É acautelar a sucessão. E já tem também, pelo que sei, um elemento que não é da família na direção da Riopele.
JAO — Mais do que na direção: estava como diretor-geral, mas neste momento até já o convidei para administrador. Um jovem que só tem dois anos de Riopele!

Eu acho que não é preciso ter pessoas que estejam muitos anos, é o valor das pessoas que é preciso reconhecer rapidamente. Por isso, não preciso de esperar seis ou sete anos para fazer de uma pessoa administrador se a pessoa tiver valor. E isto não é só ao nível da administração, é a todos os nivéis dentro da empresa.

Dantes havia aquela ideia de que a pessoa precisa de ter… era um termo que se utilizava aqui muito: traquejo. Mas acho que as pessoas, pelo valor, automaticamente têm oportunidade. Isso motiva-as, veem que alguém está a observar a performance que essa pessoa está a ter na organização.

O esforço de reindustrialização na Europa é uma oportunidade para a Riopele?
JAO — O esforço de reindustrialização da Europa tem de ser uma oportunidade para a Riopele, que já faz, ao longo destes anos todos, um esforço muito grande de reindustrialização. Mesmo quando a Europa não estava tão focada, porque houve nos anos 80 uma vontade de deslocalizar a indústria para fora da Europa. Quando digo indústria, gosto mais de falar do que sei: o têxtil.

Havia uma vontade dos países da União Europeia para que a atividade têxtil fosse deslocalizada para fora da Europa e eu fico muito satisfeito por há cerca de dois anos se voltar a falar no regresso da indústria à Europa. Sempre fui dos que acreditou na indústria e por isso é que mantivemos sempre toda a produção cá.

Ao nível da sustentabilidade, o que é que a Riopele prevê como forma de compensar as emissões?
JAO — Primeiro, temos um objetivo, que não é lançado ao acaso. Há cerca de três anos dissemos que no centenário da empresa, que será agora em 2027, queríamos ter uma empresa 100% descarbonizada.

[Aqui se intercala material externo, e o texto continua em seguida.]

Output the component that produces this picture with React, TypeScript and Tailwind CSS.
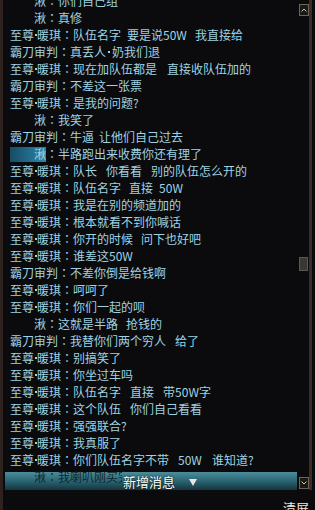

Quando lançámos isso, a maior parte das pessoas não acreditou. Não estou a falar das pessoas “internas”, estou a dizer que quando se fala para fora as pessoas não acreditam. Mas hoje, estando já só a dois anos e meio de chegar aos 100 anos de empresa, acho que vamos atingir essa meta, que considero fantástica para o ambiente, uma contribuição para um melhor ambiente em Portugal e na Europa.

Esta sua pergunta da sustentabilidade leva-me a que eu peça às autoridades europeias que pensem numa coisa: não sou contra a importação de produtos têxteis para a União Europeia, sou uma pessoa extremamente aberta a que isso aconteça. Mas sou a favor da reciprocidade, isto é, não pode só haver abertura num sentido e depois haver países que têm bloqueios contra as nossas exportações.

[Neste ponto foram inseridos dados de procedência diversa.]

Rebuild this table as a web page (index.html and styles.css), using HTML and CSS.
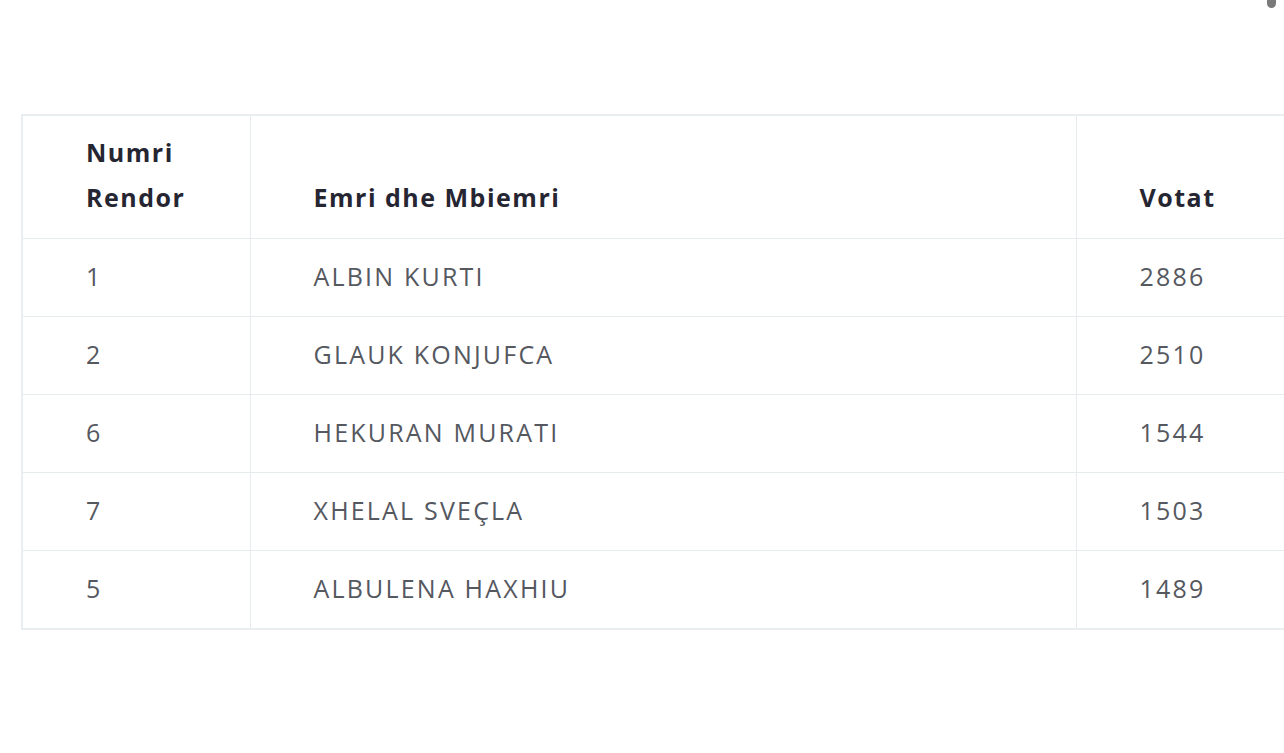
FILE: index.html
```html
<!DOCTYPE html>
<html>
<head>
<meta charset="utf-8">
<link rel="stylesheet" href="styles.css">
</head>
<body>
<div class="scroll-thumb"></div>
<main class="page">
  <table class="results">
    <colgroup>
      <col class="c-num">
      <col class="c-name">
      <col class="c-votes">
    </colgroup>
    <thead>
      <tr>
        <th>Numri<br>Rendor</th>
        <th>Emri dhe Mbiemri</th>
        <th>Votat</th>
      </tr>
    </thead>
    <tbody>
      <tr><td>1</td><td>ALBIN KURTI</td><td>2886</td></tr>
      <tr><td>2</td><td>GLAUK KONJUFCA</td><td>2510</td></tr>
      <tr><td>6</td><td>HEKURAN MURATI</td><td>1544</td></tr>
      <tr><td>7</td><td>XHELAL SVEÇLA</td><td>1503</td></tr>
      <tr><td>5</td><td>ALBULENA HAXHIU</td><td>1489</td></tr>
    </tbody>
  </table>
</main>
</body>
</html>
```

FILE: styles.css
```css
html, body {
  margin: 0;
  padding: 0;
  background: #ffffff;
  overflow: hidden;
  width: 1284px;
  height: 753px;
}
body {
  font-family: "Open Sans", "Liberation Sans", sans-serif;
  position: relative;
}
.page {
  padding: 114px 0 0 21px;
}
.results {
  border-collapse: collapse;
  table-layout: fixed;
  width: 1400px;
  border: 2px solid #e9eef1;
}
.c-num { width: 228px; }
.c-name { width: 826px; }
.c-votes { width: 346px; }
.results th,
.results td {
  border: 1px solid #e6ebee;
  padding: 16px 63px;
  line-height: 45px;
  text-align: left;
  font-size: 25px;
}
.results th {
  vertical-align: bottom;
  padding-top: 14px;
  padding-bottom: 18px;
  font-weight: 700;
  color: #262633;
  letter-spacing: 1.5px;
}
.results td {
  padding-top: 15px;
  padding-bottom: 17px;
  font-weight: 400;
  color: #55585f;
  letter-spacing: 2.2px;
}
.scroll-thumb {
  position: absolute;
  top: -6px;
  right: 8px;
  width: 9px;
  height: 14px;
  border-radius: 5px;
  background: #7a7a7a;
}
```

Também aí associo a parte ambiental. Não vale a pena estarmos aqui a falar de que a Europa é que vai ser o espaço mais verde do mundo; nós devíamos, e esse é o meu apelo, fazer com que os países que quisessem exportar para a União Europeia começassem, nos seus países, também a ter a mesma política de sustentabilidade a que, dentro da União Europeia, estamos obrigados, para que haja uma concorrência leal.

À minha maneira

Quem é oJosé Alexandre e qual é o seu estilo de gestão e de liderança?
JAO — O meu estilo de liderança é muito fácil. Estou no meu gabinete quando chego de manhã para pôr o casaco e só volto quase ao final da tarde para ir buscar o casaco.

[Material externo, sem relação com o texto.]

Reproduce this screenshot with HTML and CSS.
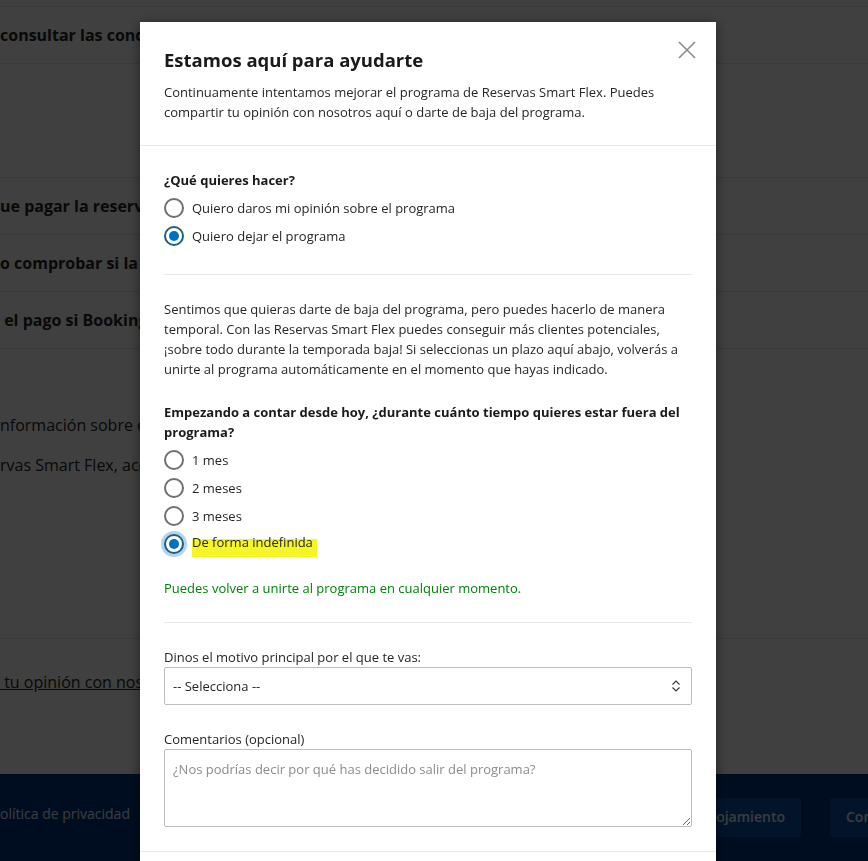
FILE: index.html
```html
<!DOCTYPE html>
<html lang="es">
<head>
    <meta charset="UTF-8">
    <meta name="viewport" content="width=device-width, initial-scale=1.0">
    <title>Reservas Smart Flex</title>
    <link rel="stylesheet" href="styles.css">
</head>
<body>
    <div class="page">
        <div class="faq">
            <div class="faq-item">consultar las condiciones de las Reservas Smart Flex?</div>
            <div class="faq-panel"></div>
            <div class="faq-item">ue pagar la reserva si el cliente cancela?</div>
            <div class="faq-item">o comprobar si la tarjeta es válida?</div>
            <div class="faq-item"> el pago si Booking.com cobra al cliente?</div>
        </div>

        <div class="info">
            <p>nformación sobre el programa</p>
            <p>rvas Smart Flex, aceptas las condiciones</p>
        </div>

        <div class="feedback">
            <a href="#"> tu opinión con nosotros</a>
        </div>
    </div>

    <footer class="site-footer">
        <span>olítica de privacidad</span>
        <div class="footer-actions">
            <button>Alojamiento</button>
            <button>Contactar</button>
        </div>
    </footer>

    <div class="overlay"></div>

    <div class="modal">
        <div class="modal-header">
            <h2>Estamos aquí para ayudarte</h2>
            <p>Continuamente intentamos mejorar el programa de Reservas Smart Flex. Puedes compartir tu opinión con nosotros aquí o darte de baja del programa.</p>
            <button class="close" aria-label="Cerrar">
                <svg width="18" height="18" viewBox="0 0 18 18">
                    <path d="M1 1 L17 17 M17 1 L1 17" stroke="#8a8a8a" stroke-width="1.6" fill="none"/>
                </svg>
            </button>
        </div>

        <div class="modal-body">
            <p class="question">¿Qué quieres hacer?</p>
            <label class="option"><input type="radio" name="action"> Quiero daros mi opinión sobre el programa</label>
            <label class="option"><input type="radio" name="action" checked> Quiero dejar el programa</label>

            <hr class="divider">

            <p class="text">Sentimos que quieras darte de baja del programa, pero puedes hacerlo de manera temporal. Con las Reservas Smart Flex puedes conseguir más clientes potenciales, ¡sobre todo durante la temporada baja! Si seleccionas un plazo aquí abajo, volverás a unirte al programa automáticamente en el momento que hayas indicado.</p>

            <p class="question">Empezando a contar desde hoy, ¿durante cuánto tiempo quieres estar fuera del programa?</p>
            <label class="option"><input type="radio" name="period"> 1 mes</label>
            <label class="option"><input type="radio" name="period"> 2 meses</label>
            <label class="option"><input type="radio" name="period"> 3 meses</label>
            <label class="option"><input type="radio" name="period" class="focused" checked> <span class="marker">De forma indefinida</span></label>

            <p class="success">Puedes volver a unirte al programa en cualquier momento.</p>

            <hr class="divider">

            <label class="field-label" for="reason">Dinos el motivo principal por el que te vas:</label>
            <div class="select-wrap">
                <select id="reason">
                    <option>-- Selecciona --</option>
                </select>
                <svg class="select-icon" width="10" height="12" viewBox="0 0 10 12">
                    <path d="M1.5 4.5 L5 1 L8.5 4.5 M1.5 7.5 L5 11 L8.5 7.5" stroke="#333" stroke-width="1.1" fill="none"/>
                </svg>
            </div>

            <label class="field-label" for="comments">Comentarios (opcional)</label>
            <textarea id="comments" placeholder="¿Nos podrías decir por qué has decidido salir del programa?"></textarea>
        </div>

        <div class="modal-footer"></div>
    </div>
</body>
</html>
```

FILE: styles.css
```css
body {
    margin: 0;
    font-family: "Open Sans", Arial, sans-serif;
    color: #262626;
    background: #fff;
    overflow: hidden;
    height: 861px;
}

/* background page */
.page {
    padding-top: 6px;
    white-space: nowrap;
}
.faq {
    border-top: 1px solid #e6e6e6;
}
.faq-item {
    font-weight: 700;
    font-size: 16px;
    line-height: 24px;
    padding: 16px 0;
    border-bottom: 1px solid #e6e6e6;
    white-space: pre;
}
.faq-panel {
    height: 113px;
    border-bottom: 1px solid #e6e6e6;
}
.info {
    padding: 64px 0 0;
    height: 225px;
    border-bottom: 1px solid #e6e6e6;
}
.info p {
    margin: 0 0 16px;
    font-size: 16px;
    line-height: 24px;
}
.feedback {
    padding-top: 31px;
    height: 104px;
    font-size: 16px;
    line-height: 24px;
}
.feedback a {
    color: #262626;
    white-space: pre;
}

.site-footer {
    width: 1000px;
    height: 120px;
    background: #003580;
    color: #e8eef8;
    display: flex;
    align-items: flex-start;
    padding-top: 24px;
    font-size: 14px;
}
.site-footer span {
    line-height: 32px;
}
.footer-actions {
    margin-left: auto;
    display: flex;
    gap: 29px;
}
.footer-actions button {
    background: #0a4fa8;
    color: #e8eef8;
    border: none;
    border-radius: 2px;
    font-family: inherit;
    font-size: 14px;
    font-weight: 600;
    height: 39px;
    padding: 0 16px 2px;
}
.footer-actions button:last-child {
    width: 170px;
    text-align: left;
}

.overlay {
    position: fixed;
    inset: 0;
    background: rgba(0, 0, 0, 0.75);
}

/* modal */
.modal {
    position: fixed;
    top: 22px;
    left: 140px;
    width: 576px;
    background: #fff;
    box-shadow: 0 2px 12px rgba(0, 0, 0, 0.5);
    color: #262626;
    font-size: 13px;
}
.modal-header {
    position: relative;
    padding: 24px 24px 23px;
    border-bottom: 1px solid #e7e7e7;
}
.modal-header h2 {
    margin: 0 0 8px;
    font-size: 18.5px;
    line-height: 28px;
    font-weight: 700;
    color: #1a1a1a;
}
.modal-header p {
    margin: 0;
    line-height: 20px;
}
.close {
    position: absolute;
    top: 19px;
    right: 20px;
    background: none;
    border: none;
    padding: 0;
    width: 18px;
    height: 18px;
}

.modal-body {
    padding: 24px 24px 24px;
    border-bottom: 1px solid #e7e7e7;
}
.question {
    margin: 0 0 4px;
    font-weight: 700;
    line-height: 20px;
    color: #1a1a1a;
}
.option {
    display: flex;
    align-items: center;
    gap: 8px;
    height: 28px;
    line-height: 20px;
}
.option input {
    appearance: none;
    margin: 0;
    width: 20px;
    height: 20px;
    border: 2px solid #707070;
    border-radius: 50%;
    background: #fff;
    display: grid;
    place-items: center;
}
.option input:checked {
    border-color: #1d5f8c;
}
.option input:checked::after {
    content: "";
    width: 10px;
    height: 10px;
    border-radius: 50%;
    background: #0071c2;
}
.option input.focused {
    box-shadow: 0 0 0 3px rgba(0, 113, 194, 0.3);
}
.marker {
    display: inline-block;
    padding: 0 4px 5px 0;
    margin-right: -4px;
    background: linear-gradient(transparent 7px, #f6f626 7px);
}
.divider {
    border: none;
    border-top: 1px solid #e7e7e7;
    margin: 24px 0;
}
.text {
    margin: 0 0 23px;
    line-height: 20px;
}
.success {
    margin: 20px 0 0;
    line-height: 20px;
    color: #008009;
}
.field-label {
    display: block;
    line-height: 20px;
}
.select-wrap {
    position: relative;
    margin-bottom: 24px;
}
.select-wrap select {
    appearance: none;
    width: 100%;
    height: 38px;
    border: 1px solid #bdbdbd;
    border-radius: 2px;
    background: #fff;
    padding: 0 8px;
    font-family: inherit;
    font-size: 13px;
    color: #262626;
}
.select-icon {
    position: absolute;
    right: 11px;
    top: 13px;
}
textarea {
    display: block;
    box-sizing: border-box;
    width: 100%;
    height: 78px;
    border: 1px solid #bdbdbd;
    border-radius: 2px;
    padding: 9px 8px;
    font-family: inherit;
    font-size: 13px;
    line-height: 20px;
}
textarea::placeholder {
    color: #8c8c8c;
}
.modal-footer {
    height: 40px;
}
```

Sempre gostei do chão de fábrica, estive anos e anos no chão de fábrica.
Gosto de sentir o cheiro da empresa, acho que é isso que me entusiasma a vir cá todos os dias e são esses os motivos que me dão vontade de cada vez ter mais motivação para estar cá.

Sim, conseguimos

Qual foi o maior desafio que conseguiu ultrapassar na Riopele?
JAO — Foram vários, mas penso que o maior objetivo que conseguimos atingir aqui na Riopele foi na última crise, por volta de 2009, 2010, 2011, que depois resultou na chegada a Portugal da Troika.

Naquele momento, várias situações se passaram na cabeça de muita gente. Houve pessoas que decidiram fazer uma paragem; para a Riopele, essa foi uma época em que se decidiu investir porque vínhamos de anos em que precisávamos de investir. O mais fácil era dizer “não investimos mais”, mas o business plan que tínhamos era de um investimento um bocado maciço. Hoje digo isso com grande orgulho, porque creio que se não tivéssemos feito esses investimentos nesse período podíamos ter tido mais dificuldades à frente.

Uma das coisas que é importante dentro da minha maneira de ver a liderança ou, se quiser, como é que se controla uma organização, é que se decida sempre para a frente, todos juntos no mesmo foco. Acho que é por aí que está o sucesso da empresa.

Temos que ser atrevidos: é esse o melhor termo.